## Supplied material

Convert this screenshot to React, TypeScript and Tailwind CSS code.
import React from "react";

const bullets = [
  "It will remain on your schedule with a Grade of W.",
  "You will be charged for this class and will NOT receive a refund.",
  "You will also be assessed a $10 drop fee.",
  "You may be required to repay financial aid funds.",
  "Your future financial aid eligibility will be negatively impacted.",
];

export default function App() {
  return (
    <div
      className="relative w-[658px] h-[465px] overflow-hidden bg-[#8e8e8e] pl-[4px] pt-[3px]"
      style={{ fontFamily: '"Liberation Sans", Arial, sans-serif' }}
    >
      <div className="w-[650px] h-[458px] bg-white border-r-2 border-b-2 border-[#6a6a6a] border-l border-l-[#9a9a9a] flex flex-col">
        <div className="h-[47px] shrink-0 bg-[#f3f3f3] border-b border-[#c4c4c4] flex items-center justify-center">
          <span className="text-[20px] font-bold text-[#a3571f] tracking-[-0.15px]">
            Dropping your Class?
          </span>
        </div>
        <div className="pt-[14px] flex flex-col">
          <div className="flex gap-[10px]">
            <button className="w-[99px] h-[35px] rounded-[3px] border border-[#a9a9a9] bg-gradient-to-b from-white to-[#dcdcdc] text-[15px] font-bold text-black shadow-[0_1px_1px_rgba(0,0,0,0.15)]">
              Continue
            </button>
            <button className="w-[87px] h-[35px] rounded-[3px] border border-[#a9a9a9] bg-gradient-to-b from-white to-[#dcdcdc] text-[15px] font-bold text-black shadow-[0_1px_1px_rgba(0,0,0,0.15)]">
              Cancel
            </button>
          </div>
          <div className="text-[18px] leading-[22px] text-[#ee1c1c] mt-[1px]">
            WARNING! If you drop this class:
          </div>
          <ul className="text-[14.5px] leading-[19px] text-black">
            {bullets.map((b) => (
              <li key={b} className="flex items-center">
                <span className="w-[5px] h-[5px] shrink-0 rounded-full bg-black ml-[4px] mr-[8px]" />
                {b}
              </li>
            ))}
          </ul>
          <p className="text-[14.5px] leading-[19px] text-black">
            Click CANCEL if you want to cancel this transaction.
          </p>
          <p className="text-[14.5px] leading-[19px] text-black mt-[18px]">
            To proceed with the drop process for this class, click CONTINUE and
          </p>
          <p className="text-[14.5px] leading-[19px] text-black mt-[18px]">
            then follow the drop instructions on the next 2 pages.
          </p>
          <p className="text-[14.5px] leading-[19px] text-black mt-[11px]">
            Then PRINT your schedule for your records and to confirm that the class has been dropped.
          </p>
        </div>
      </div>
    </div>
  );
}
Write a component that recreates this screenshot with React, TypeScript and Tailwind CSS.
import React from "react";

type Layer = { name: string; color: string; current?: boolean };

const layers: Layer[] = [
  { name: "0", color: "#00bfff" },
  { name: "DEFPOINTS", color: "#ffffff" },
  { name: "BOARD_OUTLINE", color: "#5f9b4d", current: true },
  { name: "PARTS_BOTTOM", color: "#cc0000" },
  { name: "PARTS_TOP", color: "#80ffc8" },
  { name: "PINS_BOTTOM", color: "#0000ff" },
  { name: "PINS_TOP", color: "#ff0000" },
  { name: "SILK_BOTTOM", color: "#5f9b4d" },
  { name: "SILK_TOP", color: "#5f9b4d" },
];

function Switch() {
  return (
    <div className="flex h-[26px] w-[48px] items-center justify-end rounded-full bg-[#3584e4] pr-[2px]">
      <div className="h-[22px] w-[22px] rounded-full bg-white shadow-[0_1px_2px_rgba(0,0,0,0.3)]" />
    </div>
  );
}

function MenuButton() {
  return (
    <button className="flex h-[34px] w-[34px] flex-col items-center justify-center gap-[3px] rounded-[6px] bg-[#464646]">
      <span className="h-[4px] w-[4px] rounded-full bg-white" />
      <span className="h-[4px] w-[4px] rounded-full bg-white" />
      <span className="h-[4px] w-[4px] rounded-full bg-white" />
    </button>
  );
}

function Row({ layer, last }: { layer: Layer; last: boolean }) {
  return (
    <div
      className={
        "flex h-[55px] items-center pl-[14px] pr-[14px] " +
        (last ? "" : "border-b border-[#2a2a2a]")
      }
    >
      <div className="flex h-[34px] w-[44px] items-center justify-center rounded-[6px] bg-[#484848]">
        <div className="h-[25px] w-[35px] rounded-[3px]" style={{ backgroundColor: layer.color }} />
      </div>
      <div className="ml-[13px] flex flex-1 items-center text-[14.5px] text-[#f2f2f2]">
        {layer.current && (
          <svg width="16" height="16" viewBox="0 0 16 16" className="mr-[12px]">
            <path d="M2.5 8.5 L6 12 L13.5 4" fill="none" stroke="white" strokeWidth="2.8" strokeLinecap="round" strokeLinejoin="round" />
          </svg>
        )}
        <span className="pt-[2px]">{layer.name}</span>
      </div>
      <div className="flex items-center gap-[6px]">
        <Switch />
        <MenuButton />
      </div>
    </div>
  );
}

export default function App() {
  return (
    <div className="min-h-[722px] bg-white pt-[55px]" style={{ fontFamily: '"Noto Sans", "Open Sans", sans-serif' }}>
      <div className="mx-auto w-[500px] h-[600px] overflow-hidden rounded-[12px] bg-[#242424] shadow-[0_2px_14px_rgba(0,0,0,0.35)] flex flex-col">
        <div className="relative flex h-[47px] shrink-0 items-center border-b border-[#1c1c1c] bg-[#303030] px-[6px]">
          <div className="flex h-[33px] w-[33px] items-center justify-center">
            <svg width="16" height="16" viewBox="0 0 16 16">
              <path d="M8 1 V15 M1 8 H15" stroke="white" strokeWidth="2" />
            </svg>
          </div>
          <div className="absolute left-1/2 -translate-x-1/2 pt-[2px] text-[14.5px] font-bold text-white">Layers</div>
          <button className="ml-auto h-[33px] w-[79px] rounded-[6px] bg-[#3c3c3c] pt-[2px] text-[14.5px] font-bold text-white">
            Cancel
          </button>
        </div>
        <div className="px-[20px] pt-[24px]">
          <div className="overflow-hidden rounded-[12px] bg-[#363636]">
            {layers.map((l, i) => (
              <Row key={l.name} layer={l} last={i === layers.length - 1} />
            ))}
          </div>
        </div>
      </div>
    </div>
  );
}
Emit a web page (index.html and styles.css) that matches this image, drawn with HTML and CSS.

## Written task
Look through the entries above and report each line where the string "with" occurs.

## Solved exercise
  "It will remain on your schedule with a Grade of W.",
            To proceed with the drop process for this class, click CONTINUE and
Write a component that recreates this screenshot with React, TypeScript and Tailwind CSS.
Emit a web page (index.html and styles.css) that matches this image, drawn with HTML and CSS.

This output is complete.